SURB 2710 Foundations of Urban Theory (3)
How shall we create cities that nourish healthy, safe, prosperous, and just lives for all? This course introduces students to the study of cities, the practices of building them, and the evaluation of those practices, considering especially their benefits and detriments. Focusing on major developments in urban studies and urban design/planning from the 19th-21st century, students consider the evolution of foundational concepts such as “city,” “urban,” “urbanism,” “urbanization,” and “sustainability.” Students explore prominent themes that have emerged in urban studies, including social inequality and segregation, immigration and migration, colonial legacies, rapid urbanization, citizen participation and placemaking, and environmental justice and climate precarity. Students interrogate varying approaches to meeting the needs of city dwellers and structuring the urban environment, exploring a range of urban forms, planning approaches, and design proposals that providing for housing, commerce, civic and recreational space, transportation, and infrastructure. To understand and evaluate urban dynamics and design solutions, students read historical, descriptive, and analytical studies and engage in discussions, individual presentations, group projects, and hands-on activities. In its focus on sustainable urbanism, the course emphasizes perspectives that recognize the interconnectedness of natural and human systems and approaches that foster environmental and social wellbeing.

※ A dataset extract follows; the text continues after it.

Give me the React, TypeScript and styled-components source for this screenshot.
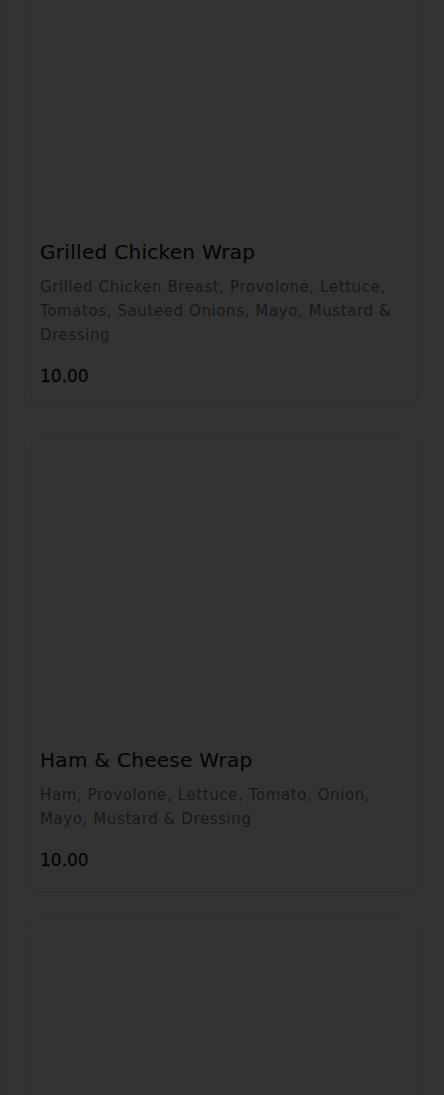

SURB 2720 Foundations of Urban History (3)
Cities are among the most complex cultural artifacts produced by human societies. This course introduces foundations of urban history by examining how the physical form of cities—streets, blocks, public spaces, edges, and infrastructures—records historical change. Rather than following a single linear chronology, the course is organized around recurring urban forms and questions that reappear across different places and times. Using maps, plans, and key historical readings, students will learn to interpret urban form as evidence of the political, economic, social, and environmental forces that shaped it.
SURB 2890 Service Learning (0)
Students complete a service activity in the community in conjunction with the content of a three-credit co-requisite course. Course may be repeated up to unlimited credit hours.
Course Limit: 10
SURB 2930 Special Topics (0-4)
Special topics course as designed by visiting or permanent faculty. For description, consult the department. Course may be repeated up to unlimited credit hours under separate title.
Maximum Hours: 99
SURB 3011 Introduction to Urban Design Studio (4)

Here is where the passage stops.